◆ To do
Write out all lines holding the word "React".

== == ==

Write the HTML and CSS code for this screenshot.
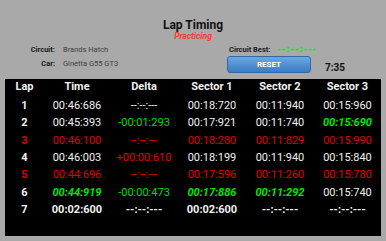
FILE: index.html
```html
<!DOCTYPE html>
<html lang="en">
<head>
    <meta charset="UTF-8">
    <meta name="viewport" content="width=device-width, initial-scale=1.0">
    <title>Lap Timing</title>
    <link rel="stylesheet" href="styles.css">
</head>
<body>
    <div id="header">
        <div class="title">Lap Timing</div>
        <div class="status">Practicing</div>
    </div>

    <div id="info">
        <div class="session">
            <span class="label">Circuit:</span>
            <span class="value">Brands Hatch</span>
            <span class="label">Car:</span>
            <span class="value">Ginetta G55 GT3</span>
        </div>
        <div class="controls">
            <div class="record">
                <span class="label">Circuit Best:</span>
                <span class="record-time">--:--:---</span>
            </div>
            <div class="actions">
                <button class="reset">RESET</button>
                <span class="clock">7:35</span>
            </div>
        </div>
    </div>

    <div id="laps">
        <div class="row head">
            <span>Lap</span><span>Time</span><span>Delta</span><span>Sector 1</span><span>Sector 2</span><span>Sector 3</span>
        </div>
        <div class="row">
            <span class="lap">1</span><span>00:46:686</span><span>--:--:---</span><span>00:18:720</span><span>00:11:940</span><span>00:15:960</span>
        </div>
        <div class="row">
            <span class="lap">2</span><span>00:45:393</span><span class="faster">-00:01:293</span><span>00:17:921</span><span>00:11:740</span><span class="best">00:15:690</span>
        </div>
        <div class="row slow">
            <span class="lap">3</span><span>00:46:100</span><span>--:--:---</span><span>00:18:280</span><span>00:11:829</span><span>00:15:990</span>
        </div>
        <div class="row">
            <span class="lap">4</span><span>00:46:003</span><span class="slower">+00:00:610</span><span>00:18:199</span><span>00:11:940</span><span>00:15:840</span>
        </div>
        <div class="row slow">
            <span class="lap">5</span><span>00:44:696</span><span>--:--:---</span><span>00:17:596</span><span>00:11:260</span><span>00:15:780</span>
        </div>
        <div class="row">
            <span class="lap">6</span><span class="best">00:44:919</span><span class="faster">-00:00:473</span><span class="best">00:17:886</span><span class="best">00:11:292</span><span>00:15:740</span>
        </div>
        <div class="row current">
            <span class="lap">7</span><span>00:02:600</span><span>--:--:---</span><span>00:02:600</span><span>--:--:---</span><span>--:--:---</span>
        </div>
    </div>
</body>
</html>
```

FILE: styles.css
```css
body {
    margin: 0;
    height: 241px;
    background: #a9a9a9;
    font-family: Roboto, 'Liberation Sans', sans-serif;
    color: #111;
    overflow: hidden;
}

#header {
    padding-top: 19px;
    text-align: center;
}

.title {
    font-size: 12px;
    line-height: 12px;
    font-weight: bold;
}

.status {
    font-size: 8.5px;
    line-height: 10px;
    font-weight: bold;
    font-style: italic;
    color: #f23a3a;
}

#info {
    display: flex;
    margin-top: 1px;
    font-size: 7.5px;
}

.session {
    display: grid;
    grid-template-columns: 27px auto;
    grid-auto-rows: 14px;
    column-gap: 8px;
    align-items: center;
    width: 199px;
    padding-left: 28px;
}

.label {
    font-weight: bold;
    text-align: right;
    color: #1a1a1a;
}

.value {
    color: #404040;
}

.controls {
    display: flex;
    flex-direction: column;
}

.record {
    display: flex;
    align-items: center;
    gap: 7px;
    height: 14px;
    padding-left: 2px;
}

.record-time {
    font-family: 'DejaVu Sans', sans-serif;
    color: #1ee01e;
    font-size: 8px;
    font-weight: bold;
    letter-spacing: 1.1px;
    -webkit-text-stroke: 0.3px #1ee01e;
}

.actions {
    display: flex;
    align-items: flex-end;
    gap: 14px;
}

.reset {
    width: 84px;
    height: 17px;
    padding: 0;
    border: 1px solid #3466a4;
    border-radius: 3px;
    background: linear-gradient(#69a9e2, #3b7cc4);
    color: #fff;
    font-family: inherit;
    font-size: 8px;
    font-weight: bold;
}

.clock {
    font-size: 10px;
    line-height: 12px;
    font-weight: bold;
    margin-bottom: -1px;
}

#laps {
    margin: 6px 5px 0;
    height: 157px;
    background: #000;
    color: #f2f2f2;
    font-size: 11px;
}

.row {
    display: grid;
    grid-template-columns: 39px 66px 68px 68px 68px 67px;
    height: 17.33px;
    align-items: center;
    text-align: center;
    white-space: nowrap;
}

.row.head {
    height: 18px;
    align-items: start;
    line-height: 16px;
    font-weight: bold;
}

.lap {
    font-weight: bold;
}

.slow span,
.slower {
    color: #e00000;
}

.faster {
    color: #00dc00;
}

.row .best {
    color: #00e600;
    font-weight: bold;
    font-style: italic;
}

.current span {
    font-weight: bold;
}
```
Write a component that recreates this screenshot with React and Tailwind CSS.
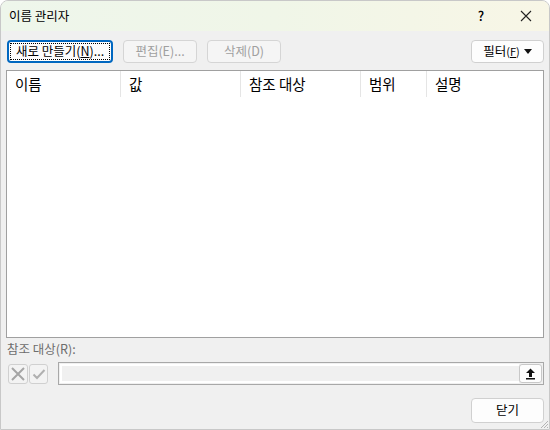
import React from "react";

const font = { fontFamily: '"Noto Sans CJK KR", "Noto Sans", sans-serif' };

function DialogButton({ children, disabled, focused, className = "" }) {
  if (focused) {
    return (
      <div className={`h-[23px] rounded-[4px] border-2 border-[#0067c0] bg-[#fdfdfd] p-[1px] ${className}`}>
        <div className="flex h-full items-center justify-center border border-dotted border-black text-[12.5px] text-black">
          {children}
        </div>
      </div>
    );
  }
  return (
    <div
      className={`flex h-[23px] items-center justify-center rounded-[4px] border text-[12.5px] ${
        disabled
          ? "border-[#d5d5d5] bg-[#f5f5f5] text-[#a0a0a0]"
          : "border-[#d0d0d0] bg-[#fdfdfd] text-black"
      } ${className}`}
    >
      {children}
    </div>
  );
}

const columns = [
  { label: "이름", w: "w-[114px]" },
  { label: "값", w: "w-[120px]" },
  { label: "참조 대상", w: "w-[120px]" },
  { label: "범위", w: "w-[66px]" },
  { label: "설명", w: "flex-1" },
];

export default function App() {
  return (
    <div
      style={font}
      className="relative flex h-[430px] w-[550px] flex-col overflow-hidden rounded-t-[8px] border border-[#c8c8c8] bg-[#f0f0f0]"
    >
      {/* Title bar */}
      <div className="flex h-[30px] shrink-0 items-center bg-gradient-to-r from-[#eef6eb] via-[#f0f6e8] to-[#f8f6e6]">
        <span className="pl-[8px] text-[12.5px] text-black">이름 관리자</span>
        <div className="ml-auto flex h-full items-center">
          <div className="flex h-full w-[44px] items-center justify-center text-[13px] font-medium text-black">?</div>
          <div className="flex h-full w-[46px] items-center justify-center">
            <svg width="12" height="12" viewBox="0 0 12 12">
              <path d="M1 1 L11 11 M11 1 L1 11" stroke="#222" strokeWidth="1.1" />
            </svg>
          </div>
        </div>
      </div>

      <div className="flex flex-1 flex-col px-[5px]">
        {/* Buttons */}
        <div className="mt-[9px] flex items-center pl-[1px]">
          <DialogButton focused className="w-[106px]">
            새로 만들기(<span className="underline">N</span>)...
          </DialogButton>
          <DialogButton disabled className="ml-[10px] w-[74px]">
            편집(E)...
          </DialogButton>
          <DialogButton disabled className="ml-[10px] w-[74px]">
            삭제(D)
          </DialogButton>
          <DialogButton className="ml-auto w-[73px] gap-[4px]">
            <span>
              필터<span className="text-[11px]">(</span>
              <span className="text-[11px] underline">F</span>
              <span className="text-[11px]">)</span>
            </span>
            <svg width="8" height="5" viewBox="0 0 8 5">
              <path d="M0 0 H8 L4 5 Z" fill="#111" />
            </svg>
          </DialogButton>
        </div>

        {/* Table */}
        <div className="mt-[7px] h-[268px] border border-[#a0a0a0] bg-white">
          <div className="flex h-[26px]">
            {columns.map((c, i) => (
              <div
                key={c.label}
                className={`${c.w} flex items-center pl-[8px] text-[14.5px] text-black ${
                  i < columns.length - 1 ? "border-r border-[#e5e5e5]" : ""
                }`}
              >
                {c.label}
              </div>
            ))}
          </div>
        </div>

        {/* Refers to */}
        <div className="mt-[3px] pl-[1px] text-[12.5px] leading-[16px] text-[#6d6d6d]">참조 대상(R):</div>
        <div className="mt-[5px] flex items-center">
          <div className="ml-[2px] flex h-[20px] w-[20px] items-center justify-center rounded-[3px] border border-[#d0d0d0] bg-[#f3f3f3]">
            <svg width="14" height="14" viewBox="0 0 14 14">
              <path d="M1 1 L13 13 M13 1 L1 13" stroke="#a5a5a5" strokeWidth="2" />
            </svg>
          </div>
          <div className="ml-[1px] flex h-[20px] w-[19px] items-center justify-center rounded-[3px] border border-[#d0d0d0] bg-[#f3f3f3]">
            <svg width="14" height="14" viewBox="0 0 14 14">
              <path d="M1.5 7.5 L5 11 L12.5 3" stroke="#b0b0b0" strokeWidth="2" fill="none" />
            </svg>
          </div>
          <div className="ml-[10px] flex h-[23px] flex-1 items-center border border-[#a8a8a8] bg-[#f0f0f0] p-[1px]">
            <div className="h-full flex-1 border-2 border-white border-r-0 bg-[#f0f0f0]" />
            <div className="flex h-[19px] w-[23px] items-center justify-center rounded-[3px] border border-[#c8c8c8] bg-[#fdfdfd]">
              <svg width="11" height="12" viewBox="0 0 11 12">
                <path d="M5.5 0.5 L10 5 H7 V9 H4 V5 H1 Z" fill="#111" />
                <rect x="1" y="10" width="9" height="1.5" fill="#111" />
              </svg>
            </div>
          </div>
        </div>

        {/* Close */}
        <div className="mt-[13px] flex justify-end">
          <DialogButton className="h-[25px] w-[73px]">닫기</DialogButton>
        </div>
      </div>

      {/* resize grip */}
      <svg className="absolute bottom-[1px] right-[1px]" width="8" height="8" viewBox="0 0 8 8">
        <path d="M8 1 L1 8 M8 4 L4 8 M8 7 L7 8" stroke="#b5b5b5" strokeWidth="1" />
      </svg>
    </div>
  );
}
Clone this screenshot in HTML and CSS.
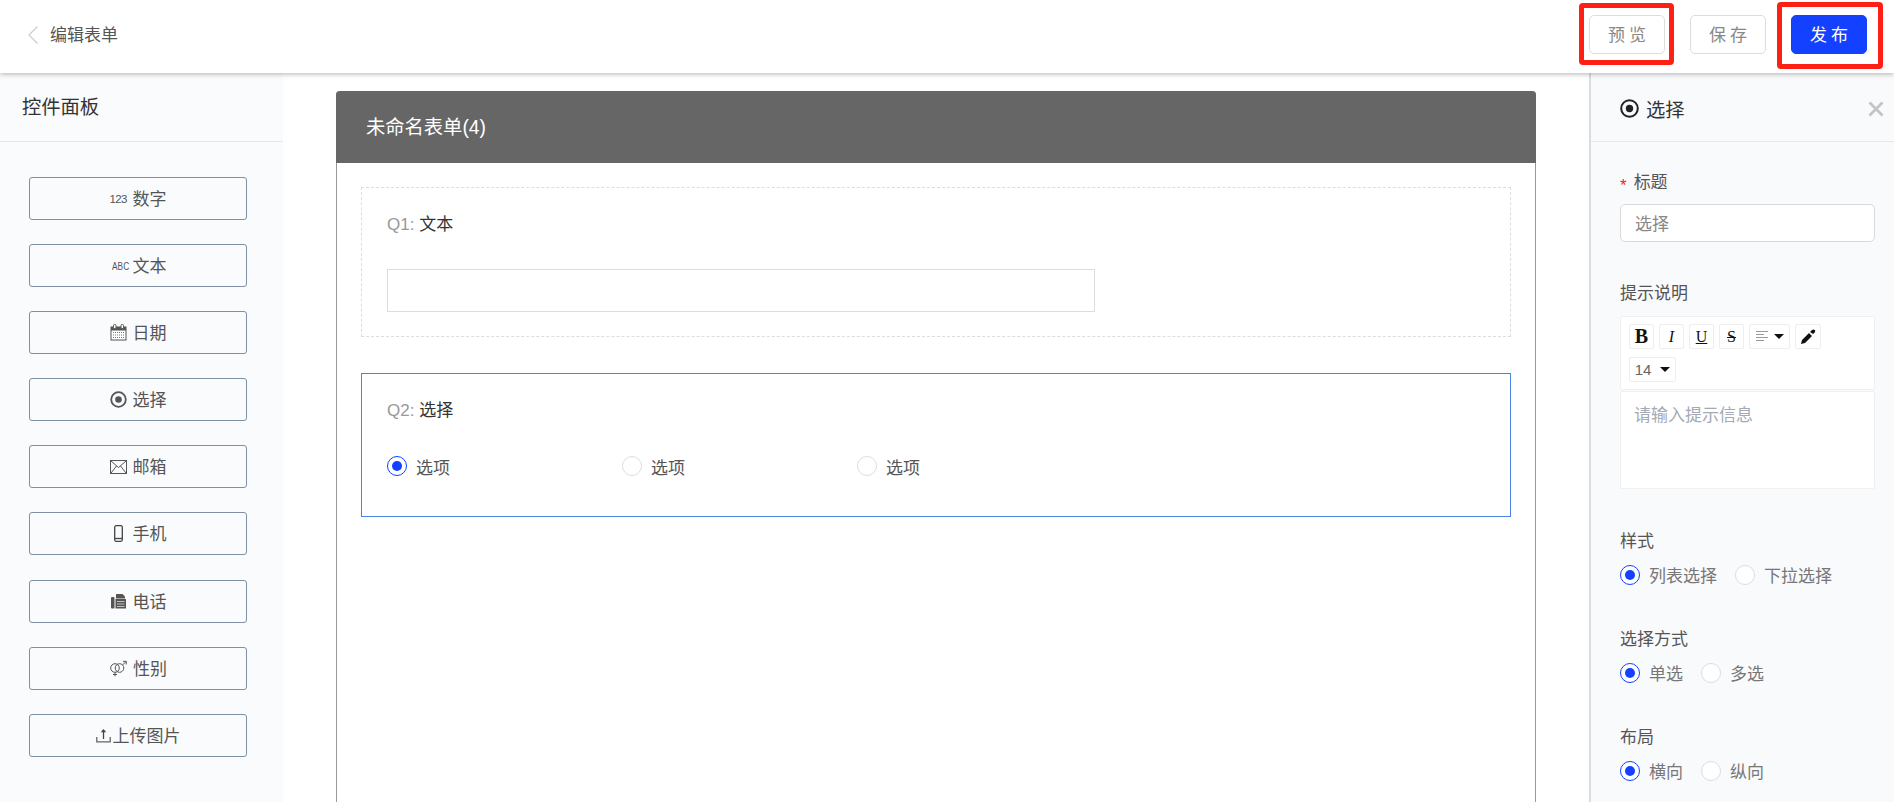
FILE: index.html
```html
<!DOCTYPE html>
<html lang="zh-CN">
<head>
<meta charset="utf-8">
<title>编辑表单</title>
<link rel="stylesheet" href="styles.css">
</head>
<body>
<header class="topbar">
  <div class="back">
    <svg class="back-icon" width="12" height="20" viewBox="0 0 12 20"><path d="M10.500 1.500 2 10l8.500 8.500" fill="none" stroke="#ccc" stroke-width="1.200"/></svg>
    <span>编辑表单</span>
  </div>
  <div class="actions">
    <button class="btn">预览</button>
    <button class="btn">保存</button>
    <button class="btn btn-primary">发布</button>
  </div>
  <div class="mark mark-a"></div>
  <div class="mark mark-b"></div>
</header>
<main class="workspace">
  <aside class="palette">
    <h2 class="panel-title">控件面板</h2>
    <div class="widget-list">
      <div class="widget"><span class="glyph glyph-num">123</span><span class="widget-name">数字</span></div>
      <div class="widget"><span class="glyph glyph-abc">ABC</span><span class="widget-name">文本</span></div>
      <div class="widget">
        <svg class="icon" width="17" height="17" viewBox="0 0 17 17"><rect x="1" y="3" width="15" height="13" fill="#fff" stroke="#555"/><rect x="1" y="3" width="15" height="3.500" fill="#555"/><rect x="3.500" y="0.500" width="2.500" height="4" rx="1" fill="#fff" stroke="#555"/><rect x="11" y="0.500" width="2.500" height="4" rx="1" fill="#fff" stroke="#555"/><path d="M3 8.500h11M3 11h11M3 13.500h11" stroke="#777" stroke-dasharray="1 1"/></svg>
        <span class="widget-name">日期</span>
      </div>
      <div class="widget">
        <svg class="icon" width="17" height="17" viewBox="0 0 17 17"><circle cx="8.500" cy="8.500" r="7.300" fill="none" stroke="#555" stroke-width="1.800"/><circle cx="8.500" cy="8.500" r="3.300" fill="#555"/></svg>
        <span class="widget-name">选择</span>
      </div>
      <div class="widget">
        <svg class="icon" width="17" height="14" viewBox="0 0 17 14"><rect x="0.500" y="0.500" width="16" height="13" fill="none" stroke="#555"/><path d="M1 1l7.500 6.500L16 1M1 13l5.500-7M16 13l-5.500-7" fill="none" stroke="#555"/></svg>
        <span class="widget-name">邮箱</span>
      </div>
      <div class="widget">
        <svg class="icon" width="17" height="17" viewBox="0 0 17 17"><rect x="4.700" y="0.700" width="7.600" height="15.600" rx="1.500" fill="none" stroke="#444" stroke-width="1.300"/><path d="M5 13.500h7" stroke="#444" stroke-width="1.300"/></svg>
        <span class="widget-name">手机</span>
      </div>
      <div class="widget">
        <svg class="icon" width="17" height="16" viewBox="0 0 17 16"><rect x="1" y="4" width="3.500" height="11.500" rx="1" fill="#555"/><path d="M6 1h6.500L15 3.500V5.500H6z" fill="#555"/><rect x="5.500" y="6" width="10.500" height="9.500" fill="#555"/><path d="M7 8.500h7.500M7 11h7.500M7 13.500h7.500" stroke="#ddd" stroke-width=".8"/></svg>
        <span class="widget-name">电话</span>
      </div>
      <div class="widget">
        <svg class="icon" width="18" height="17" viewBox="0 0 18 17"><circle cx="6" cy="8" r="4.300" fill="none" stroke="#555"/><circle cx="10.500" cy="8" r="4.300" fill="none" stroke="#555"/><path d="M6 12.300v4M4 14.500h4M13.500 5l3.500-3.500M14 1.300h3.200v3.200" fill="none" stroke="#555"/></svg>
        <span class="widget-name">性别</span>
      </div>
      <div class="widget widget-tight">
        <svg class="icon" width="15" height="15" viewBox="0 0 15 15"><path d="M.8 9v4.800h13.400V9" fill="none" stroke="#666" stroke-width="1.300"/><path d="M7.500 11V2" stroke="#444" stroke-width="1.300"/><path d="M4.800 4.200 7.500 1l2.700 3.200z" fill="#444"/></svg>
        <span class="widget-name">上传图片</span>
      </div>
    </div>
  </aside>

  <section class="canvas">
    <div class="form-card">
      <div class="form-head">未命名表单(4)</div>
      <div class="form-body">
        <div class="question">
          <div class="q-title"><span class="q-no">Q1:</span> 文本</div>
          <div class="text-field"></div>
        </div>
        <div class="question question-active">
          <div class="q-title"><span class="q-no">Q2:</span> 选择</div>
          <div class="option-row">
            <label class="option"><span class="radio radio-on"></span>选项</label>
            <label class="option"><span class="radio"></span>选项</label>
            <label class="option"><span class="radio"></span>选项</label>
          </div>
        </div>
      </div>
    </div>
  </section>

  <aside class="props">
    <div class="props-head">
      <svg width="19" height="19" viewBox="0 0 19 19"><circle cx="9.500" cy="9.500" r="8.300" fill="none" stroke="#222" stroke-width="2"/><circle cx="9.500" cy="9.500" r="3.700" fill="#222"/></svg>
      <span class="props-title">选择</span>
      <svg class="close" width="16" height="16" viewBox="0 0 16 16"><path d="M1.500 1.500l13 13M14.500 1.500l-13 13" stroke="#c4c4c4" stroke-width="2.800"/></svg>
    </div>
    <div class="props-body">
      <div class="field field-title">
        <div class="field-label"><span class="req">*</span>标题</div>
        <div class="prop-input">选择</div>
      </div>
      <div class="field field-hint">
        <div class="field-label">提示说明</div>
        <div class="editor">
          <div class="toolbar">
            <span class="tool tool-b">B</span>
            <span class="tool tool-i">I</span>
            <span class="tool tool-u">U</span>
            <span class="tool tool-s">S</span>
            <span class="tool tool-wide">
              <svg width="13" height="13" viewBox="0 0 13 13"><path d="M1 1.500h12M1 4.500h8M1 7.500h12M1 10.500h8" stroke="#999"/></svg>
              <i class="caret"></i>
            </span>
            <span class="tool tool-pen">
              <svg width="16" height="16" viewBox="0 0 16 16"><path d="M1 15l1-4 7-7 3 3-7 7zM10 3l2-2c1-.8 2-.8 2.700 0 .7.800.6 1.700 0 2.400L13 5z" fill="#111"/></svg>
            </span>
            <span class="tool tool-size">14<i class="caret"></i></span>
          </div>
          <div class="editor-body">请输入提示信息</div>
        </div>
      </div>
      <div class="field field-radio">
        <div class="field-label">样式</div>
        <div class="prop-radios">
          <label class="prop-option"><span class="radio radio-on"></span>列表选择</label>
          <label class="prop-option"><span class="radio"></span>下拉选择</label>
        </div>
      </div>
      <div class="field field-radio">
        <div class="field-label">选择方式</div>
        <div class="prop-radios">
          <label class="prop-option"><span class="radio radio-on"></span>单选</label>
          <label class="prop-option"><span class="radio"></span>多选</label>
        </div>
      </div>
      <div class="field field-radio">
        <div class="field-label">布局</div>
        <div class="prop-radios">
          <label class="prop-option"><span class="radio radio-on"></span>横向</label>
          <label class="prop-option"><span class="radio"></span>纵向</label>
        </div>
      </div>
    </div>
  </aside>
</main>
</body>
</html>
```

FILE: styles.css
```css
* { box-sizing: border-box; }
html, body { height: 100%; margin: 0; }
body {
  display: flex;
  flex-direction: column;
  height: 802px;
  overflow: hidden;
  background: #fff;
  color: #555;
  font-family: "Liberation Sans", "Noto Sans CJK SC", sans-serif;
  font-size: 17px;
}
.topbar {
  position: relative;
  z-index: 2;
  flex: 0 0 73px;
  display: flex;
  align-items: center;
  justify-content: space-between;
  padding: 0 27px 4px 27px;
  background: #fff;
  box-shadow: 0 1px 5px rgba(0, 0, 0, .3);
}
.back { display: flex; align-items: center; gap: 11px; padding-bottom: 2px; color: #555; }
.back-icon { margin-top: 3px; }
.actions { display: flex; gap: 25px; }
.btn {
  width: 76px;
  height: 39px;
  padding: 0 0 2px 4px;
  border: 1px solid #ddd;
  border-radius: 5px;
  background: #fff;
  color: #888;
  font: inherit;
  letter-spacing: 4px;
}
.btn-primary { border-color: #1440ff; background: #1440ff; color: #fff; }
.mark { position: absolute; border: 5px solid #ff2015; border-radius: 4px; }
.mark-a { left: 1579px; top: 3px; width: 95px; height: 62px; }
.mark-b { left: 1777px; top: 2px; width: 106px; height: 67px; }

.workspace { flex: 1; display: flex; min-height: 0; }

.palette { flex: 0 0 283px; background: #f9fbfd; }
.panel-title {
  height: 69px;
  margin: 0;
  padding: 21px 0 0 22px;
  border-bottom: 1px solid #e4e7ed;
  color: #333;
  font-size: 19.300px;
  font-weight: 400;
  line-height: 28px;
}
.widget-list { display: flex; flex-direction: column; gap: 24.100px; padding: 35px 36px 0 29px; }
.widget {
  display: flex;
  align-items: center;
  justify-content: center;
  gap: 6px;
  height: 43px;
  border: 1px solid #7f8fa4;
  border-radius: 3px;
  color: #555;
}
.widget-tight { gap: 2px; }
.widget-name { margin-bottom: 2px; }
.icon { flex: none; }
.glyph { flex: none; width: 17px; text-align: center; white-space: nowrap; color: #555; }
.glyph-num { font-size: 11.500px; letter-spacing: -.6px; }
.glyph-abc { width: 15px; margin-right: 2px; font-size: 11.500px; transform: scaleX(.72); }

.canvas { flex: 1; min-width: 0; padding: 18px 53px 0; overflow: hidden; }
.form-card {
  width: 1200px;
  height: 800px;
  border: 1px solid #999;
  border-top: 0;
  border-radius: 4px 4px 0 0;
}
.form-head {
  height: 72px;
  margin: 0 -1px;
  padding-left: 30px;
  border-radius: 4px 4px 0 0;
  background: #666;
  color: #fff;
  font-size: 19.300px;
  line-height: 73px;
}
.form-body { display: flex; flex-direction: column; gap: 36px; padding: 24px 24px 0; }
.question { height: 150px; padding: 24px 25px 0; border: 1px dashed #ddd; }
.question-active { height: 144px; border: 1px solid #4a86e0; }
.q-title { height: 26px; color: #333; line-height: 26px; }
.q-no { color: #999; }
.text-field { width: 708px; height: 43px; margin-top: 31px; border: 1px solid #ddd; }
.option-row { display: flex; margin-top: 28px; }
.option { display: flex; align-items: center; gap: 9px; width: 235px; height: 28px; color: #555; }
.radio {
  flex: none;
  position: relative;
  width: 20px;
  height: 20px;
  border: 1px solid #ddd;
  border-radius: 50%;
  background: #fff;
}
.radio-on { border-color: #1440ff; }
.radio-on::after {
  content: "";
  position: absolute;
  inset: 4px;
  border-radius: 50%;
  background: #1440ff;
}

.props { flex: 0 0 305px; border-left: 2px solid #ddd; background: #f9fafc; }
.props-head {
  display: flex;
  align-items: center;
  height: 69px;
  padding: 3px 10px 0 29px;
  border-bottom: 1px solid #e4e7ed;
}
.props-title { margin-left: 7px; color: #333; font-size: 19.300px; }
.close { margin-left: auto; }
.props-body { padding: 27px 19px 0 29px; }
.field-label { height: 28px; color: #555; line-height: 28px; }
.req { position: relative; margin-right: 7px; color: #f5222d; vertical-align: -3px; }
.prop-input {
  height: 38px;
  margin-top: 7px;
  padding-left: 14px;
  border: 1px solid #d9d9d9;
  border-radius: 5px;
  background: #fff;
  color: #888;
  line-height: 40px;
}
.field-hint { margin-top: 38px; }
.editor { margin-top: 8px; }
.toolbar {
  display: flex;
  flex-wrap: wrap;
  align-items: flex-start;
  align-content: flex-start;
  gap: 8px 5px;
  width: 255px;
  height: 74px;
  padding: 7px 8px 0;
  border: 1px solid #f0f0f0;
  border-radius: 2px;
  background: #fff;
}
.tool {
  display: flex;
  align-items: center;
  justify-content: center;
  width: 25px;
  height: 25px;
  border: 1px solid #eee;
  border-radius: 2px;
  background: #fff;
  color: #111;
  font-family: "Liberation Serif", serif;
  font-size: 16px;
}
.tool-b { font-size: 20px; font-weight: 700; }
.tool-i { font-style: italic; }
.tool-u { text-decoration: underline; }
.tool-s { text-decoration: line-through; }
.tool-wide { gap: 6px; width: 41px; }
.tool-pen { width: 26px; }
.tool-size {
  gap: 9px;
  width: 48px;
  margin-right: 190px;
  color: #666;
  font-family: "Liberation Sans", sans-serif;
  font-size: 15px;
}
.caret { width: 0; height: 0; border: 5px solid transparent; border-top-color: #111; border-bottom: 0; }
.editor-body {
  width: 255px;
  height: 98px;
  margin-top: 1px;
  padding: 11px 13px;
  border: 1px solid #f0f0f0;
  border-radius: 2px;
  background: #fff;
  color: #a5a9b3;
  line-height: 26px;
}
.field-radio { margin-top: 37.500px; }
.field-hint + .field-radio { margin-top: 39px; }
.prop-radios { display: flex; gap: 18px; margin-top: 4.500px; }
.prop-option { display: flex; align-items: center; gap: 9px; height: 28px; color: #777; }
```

== == ==

◆ Result
Write a component that recreates this screenshot with React and Tailwind CSS.
import React from "react";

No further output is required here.